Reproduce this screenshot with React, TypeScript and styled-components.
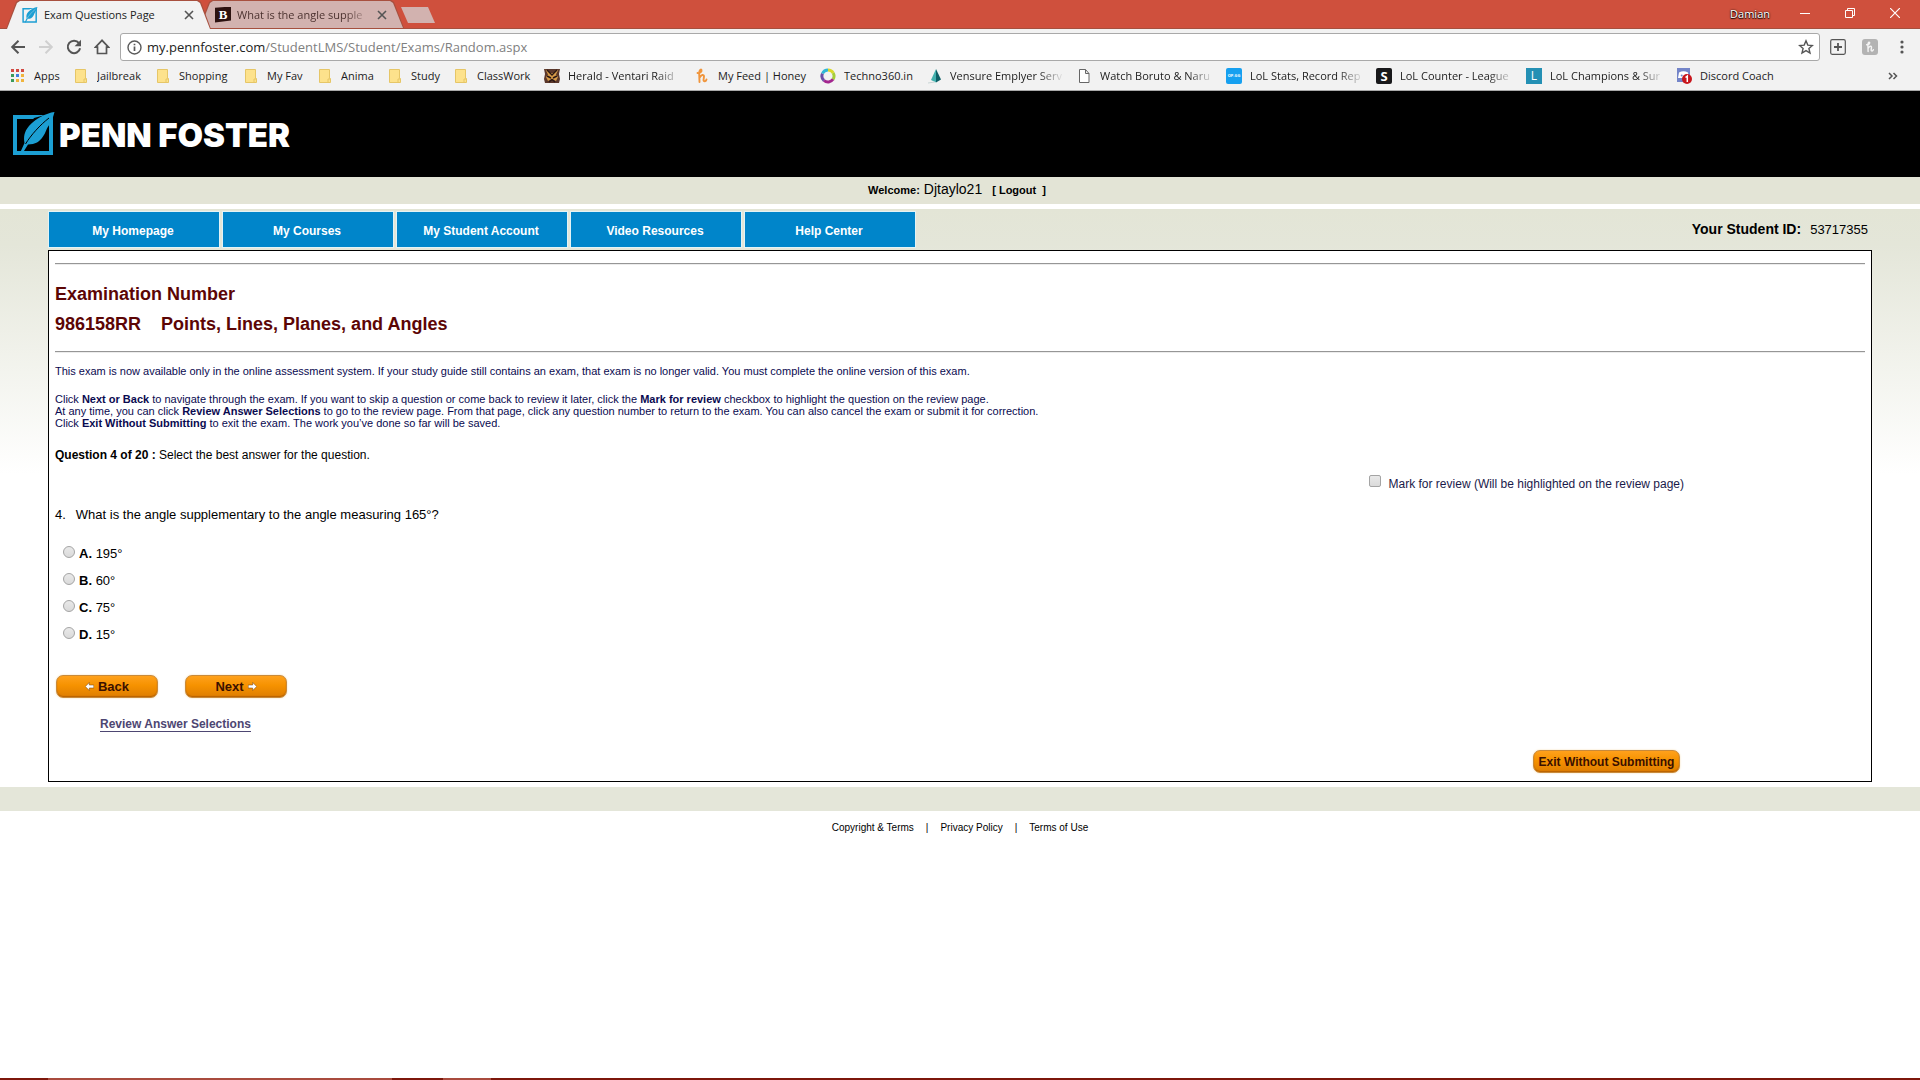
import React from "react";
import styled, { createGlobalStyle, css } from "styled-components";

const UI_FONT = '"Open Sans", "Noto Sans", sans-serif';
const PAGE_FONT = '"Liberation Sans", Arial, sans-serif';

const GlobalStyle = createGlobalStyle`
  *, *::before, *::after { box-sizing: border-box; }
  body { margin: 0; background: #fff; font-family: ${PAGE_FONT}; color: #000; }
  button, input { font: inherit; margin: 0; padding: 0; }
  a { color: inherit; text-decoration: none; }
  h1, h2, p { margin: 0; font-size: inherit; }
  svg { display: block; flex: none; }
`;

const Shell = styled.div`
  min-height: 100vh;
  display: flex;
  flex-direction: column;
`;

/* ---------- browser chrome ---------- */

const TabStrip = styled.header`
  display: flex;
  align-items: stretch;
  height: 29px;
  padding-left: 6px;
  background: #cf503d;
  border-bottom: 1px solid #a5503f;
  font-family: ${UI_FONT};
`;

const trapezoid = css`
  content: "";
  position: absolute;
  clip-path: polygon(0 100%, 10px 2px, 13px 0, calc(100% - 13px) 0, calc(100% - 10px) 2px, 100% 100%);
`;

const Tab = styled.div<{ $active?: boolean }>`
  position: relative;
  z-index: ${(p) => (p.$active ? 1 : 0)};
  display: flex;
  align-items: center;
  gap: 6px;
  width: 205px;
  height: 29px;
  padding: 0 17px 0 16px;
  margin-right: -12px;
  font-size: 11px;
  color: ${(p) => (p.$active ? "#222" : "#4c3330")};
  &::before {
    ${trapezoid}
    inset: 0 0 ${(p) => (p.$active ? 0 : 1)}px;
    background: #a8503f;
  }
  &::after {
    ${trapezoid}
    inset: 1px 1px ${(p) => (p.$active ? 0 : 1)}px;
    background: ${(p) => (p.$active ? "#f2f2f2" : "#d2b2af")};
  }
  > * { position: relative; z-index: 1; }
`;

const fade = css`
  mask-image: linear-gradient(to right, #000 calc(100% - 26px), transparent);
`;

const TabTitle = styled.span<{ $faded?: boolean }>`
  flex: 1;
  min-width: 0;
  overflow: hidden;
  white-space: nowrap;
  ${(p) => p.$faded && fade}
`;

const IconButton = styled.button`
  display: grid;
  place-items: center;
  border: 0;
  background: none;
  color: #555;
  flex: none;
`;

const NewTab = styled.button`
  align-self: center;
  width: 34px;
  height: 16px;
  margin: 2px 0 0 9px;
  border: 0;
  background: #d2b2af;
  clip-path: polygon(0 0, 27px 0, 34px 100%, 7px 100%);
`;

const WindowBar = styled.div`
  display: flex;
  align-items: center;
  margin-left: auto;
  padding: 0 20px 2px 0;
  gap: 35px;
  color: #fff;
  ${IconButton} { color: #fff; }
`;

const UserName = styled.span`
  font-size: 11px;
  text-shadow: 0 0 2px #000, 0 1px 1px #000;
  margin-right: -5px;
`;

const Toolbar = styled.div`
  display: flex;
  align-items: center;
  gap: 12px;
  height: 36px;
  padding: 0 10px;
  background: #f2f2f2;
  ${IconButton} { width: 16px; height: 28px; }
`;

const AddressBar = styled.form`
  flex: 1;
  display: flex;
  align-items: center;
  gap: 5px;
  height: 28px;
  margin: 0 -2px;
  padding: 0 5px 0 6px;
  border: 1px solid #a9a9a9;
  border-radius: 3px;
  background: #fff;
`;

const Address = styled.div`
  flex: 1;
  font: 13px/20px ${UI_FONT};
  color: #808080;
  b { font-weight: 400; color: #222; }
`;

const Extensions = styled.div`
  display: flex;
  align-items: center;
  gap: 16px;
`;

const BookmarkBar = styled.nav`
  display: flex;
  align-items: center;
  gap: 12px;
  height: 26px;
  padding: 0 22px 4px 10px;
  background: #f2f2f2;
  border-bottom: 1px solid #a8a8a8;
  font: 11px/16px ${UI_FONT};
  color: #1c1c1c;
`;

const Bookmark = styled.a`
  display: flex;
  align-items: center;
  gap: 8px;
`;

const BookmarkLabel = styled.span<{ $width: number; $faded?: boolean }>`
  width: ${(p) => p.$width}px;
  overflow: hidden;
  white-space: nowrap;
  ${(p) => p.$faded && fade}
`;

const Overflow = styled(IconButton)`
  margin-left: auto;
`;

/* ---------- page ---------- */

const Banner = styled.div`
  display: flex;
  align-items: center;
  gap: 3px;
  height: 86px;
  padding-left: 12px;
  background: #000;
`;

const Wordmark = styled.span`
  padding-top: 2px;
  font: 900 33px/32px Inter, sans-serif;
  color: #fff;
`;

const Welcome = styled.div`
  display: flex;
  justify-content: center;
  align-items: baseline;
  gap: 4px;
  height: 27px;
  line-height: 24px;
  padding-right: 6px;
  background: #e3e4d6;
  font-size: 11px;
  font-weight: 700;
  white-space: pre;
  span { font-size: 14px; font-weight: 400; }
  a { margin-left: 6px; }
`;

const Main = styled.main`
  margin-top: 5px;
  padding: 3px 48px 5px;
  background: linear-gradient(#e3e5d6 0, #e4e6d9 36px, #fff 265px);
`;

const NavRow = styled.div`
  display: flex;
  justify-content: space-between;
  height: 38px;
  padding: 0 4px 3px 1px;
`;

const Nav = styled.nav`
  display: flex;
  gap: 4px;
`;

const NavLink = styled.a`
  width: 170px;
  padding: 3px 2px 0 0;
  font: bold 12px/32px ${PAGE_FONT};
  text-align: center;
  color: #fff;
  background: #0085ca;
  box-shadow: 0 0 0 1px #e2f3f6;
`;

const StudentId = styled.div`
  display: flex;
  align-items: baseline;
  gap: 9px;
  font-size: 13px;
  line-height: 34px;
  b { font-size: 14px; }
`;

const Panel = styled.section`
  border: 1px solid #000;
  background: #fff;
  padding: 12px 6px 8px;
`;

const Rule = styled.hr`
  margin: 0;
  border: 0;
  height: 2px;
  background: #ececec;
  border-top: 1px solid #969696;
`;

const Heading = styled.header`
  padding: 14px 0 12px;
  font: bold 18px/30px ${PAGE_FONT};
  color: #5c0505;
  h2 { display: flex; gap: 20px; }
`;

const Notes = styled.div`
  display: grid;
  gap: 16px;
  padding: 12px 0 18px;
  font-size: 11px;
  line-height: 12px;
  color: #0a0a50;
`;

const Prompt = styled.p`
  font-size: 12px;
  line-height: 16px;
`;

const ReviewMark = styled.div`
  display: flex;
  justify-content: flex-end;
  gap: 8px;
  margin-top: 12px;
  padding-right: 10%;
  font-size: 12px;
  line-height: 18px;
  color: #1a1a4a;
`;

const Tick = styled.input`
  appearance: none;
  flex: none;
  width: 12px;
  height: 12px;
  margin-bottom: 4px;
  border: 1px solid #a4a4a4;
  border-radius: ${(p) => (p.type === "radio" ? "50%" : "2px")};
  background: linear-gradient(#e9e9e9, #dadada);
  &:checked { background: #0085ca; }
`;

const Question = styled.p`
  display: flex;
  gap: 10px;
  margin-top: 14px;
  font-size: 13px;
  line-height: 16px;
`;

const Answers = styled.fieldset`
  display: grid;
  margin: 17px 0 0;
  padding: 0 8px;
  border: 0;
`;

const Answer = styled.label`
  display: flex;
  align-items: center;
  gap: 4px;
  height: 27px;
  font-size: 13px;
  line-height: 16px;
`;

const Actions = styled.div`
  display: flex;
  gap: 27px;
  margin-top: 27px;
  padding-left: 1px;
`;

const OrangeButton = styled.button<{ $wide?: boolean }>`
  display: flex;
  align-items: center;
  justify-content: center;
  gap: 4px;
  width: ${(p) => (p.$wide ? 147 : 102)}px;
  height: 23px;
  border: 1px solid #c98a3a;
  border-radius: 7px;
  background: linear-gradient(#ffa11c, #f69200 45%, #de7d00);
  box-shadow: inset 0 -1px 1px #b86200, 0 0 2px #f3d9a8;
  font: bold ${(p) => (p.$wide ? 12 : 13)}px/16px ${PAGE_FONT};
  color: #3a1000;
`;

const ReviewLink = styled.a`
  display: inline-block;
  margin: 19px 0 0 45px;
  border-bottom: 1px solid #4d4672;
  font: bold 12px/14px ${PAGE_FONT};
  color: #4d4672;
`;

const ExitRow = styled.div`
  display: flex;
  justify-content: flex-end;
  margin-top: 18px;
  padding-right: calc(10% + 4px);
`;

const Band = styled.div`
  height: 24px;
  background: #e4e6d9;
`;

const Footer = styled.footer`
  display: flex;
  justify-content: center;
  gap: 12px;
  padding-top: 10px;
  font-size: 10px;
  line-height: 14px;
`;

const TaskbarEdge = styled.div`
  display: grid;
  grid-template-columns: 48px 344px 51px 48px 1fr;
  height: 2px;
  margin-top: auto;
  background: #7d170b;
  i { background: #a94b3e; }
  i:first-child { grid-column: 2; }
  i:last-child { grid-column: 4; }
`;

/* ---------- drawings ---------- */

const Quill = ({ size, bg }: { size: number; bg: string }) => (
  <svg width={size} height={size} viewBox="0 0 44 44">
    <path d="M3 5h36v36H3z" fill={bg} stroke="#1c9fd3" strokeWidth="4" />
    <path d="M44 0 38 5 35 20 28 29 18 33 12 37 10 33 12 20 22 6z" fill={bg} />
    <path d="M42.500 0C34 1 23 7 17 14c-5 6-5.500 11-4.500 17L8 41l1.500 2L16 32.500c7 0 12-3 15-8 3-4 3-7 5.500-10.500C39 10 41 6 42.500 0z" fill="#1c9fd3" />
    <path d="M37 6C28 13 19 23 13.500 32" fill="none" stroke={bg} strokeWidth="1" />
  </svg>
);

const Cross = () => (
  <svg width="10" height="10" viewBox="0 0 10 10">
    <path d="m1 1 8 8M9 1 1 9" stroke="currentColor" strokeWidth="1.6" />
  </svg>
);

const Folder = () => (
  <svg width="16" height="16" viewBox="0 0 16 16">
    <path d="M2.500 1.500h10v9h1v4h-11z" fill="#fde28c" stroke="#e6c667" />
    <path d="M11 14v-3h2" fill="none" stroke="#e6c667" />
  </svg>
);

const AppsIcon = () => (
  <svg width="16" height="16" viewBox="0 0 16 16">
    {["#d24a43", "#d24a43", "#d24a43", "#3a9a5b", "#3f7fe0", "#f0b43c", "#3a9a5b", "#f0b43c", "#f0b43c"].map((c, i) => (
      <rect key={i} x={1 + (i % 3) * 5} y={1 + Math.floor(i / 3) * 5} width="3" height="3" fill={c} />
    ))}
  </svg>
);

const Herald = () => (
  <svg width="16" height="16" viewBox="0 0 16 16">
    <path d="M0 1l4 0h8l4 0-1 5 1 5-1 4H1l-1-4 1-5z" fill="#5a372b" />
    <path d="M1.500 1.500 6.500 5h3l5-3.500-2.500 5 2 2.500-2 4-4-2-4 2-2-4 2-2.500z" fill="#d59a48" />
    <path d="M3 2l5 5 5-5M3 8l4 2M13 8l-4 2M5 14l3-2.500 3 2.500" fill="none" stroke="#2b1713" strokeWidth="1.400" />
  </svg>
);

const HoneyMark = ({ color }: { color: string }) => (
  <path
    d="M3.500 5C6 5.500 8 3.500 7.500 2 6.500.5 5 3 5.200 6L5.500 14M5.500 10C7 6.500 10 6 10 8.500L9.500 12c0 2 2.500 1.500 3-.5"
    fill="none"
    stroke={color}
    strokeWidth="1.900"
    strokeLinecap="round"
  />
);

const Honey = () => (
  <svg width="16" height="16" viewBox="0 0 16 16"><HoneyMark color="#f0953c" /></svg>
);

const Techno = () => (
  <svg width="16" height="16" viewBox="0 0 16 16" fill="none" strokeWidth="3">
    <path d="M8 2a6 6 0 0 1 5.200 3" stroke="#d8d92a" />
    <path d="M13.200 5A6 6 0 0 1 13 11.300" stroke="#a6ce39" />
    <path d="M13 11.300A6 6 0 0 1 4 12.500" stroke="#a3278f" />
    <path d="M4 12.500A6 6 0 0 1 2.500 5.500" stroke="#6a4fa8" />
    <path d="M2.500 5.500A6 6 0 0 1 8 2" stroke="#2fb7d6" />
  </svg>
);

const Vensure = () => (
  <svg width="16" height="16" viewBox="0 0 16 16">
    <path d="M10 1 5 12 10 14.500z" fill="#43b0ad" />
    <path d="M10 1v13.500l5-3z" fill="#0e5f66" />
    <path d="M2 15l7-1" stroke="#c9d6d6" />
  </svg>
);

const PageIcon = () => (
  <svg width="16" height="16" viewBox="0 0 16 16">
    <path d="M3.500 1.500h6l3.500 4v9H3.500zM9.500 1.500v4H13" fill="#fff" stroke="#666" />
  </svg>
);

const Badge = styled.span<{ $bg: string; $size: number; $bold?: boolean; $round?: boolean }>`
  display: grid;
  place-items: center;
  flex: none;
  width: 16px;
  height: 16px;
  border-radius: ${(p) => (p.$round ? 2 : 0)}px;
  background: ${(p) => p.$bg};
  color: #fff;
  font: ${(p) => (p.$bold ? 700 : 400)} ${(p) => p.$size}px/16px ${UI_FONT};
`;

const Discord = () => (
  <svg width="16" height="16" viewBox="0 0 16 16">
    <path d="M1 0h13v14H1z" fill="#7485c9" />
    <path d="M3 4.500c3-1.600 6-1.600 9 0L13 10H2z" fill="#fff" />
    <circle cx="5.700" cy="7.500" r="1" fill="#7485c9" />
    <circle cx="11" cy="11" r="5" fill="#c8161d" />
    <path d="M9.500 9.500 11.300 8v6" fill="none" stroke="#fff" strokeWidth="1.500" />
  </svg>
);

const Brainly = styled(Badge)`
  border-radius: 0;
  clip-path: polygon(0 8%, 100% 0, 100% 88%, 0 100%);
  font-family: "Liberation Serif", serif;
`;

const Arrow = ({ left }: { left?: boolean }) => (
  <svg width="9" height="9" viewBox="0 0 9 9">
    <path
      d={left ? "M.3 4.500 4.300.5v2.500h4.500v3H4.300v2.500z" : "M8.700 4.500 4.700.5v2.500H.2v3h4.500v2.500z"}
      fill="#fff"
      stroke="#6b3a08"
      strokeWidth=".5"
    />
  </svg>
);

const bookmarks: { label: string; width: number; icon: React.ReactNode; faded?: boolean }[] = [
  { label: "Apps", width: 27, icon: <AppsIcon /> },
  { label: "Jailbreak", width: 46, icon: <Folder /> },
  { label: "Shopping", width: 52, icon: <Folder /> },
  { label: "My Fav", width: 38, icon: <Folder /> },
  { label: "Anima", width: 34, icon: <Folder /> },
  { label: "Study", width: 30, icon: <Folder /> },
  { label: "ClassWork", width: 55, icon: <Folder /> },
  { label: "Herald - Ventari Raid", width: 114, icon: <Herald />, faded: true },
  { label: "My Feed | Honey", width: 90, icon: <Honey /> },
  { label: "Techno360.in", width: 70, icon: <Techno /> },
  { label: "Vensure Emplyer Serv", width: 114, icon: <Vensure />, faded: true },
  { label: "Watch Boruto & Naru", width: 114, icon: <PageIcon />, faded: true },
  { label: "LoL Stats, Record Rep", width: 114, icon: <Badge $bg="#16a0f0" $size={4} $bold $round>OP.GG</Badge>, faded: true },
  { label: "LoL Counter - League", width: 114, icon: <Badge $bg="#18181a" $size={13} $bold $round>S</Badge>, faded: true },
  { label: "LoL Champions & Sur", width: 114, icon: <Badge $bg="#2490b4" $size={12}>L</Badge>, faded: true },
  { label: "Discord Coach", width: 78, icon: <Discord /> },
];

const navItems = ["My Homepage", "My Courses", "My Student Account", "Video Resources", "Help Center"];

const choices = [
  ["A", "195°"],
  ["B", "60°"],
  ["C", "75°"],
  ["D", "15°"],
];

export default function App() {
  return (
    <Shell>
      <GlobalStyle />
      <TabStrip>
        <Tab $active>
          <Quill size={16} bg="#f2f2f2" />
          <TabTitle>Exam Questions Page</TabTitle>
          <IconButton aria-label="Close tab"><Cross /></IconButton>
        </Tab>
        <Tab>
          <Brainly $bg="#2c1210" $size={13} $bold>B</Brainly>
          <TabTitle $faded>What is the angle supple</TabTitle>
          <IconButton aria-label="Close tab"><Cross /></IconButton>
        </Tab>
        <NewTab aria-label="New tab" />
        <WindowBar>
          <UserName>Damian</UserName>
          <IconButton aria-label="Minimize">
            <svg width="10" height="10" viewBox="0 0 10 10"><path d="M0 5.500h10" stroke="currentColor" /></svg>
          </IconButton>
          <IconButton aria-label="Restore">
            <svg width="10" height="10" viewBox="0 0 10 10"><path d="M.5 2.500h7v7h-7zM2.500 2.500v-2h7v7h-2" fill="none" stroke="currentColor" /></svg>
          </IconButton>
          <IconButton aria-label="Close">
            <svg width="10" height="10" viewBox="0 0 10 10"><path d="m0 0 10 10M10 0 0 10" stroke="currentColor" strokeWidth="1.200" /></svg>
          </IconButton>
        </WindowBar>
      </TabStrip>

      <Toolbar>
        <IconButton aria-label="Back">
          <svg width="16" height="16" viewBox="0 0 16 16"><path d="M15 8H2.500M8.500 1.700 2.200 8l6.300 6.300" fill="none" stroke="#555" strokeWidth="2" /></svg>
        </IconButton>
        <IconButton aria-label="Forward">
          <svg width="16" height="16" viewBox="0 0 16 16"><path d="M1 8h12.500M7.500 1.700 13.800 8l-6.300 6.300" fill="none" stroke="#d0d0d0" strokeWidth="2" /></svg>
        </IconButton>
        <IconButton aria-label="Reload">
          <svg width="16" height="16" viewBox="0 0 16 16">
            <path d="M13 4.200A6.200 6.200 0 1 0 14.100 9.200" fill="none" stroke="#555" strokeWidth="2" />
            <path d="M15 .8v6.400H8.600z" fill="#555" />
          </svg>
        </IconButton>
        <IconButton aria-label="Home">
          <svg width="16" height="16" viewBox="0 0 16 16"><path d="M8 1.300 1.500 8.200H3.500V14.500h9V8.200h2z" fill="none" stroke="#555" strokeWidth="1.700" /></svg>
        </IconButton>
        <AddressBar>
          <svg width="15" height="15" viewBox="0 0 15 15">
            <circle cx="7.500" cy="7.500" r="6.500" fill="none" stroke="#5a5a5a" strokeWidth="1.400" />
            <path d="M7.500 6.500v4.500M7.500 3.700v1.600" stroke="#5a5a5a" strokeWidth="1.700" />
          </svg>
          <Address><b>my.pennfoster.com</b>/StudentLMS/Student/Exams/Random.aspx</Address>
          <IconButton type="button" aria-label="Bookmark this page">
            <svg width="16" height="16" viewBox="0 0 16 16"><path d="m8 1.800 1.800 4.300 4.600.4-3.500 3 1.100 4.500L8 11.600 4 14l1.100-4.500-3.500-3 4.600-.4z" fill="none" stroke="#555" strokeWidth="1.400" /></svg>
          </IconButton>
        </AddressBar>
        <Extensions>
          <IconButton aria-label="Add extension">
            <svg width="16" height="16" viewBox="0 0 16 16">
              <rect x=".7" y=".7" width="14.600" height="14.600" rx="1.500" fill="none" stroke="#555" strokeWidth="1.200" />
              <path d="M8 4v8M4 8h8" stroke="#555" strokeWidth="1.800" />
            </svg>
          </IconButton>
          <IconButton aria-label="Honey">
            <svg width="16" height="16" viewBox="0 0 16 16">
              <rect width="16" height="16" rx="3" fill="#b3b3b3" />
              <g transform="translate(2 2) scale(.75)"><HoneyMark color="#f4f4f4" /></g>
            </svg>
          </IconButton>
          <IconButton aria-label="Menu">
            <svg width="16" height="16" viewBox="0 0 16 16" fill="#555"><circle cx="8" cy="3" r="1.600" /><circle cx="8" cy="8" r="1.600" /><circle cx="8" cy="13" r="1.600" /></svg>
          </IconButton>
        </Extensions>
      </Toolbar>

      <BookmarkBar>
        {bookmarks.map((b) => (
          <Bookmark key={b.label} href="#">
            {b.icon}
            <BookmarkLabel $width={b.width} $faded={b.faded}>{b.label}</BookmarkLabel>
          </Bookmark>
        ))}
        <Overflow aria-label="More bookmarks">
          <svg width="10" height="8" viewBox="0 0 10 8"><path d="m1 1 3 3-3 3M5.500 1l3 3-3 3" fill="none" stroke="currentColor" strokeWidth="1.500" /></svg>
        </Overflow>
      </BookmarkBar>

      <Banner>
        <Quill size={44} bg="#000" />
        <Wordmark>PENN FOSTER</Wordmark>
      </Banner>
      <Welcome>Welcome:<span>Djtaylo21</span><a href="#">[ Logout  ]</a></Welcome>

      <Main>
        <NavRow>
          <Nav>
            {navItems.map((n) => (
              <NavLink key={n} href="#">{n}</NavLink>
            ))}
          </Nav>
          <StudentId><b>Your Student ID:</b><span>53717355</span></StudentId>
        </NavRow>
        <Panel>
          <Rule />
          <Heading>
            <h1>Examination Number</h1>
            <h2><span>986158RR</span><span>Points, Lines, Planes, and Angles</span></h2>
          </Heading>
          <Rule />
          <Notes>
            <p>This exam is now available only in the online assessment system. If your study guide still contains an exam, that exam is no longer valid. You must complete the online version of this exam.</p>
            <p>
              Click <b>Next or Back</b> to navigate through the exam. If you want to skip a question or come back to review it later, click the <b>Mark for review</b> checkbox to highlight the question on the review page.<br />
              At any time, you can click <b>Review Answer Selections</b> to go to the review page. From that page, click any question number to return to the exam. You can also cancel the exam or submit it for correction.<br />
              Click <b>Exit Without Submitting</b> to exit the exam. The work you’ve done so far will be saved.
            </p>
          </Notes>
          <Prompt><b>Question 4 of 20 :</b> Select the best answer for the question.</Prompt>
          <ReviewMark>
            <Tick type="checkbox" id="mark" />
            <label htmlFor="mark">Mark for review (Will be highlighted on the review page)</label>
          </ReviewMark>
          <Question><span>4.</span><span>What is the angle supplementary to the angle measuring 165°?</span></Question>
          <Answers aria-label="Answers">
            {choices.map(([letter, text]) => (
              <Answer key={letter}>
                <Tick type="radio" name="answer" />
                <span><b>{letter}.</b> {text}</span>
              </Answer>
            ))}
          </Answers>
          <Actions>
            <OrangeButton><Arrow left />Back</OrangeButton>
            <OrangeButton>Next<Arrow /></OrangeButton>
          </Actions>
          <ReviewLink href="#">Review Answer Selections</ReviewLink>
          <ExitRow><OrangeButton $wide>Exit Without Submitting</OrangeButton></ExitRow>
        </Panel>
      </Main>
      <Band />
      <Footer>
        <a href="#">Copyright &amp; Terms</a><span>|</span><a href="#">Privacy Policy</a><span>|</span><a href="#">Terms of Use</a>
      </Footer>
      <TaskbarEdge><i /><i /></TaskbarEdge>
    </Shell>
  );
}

* **BRIEF**:
Make a copy of each line that contains the string "this".

* **SOLVED EXERCISE**:
Reproduce this screenshot with React, TypeScript and styled-components.
          <IconButton type="button" aria-label="Bookmark this page">
            <p>This exam is now available only in the online assessment system. If your study guide still contains an exam, that exam is no longer valid. You must complete the online version of this exam.</p>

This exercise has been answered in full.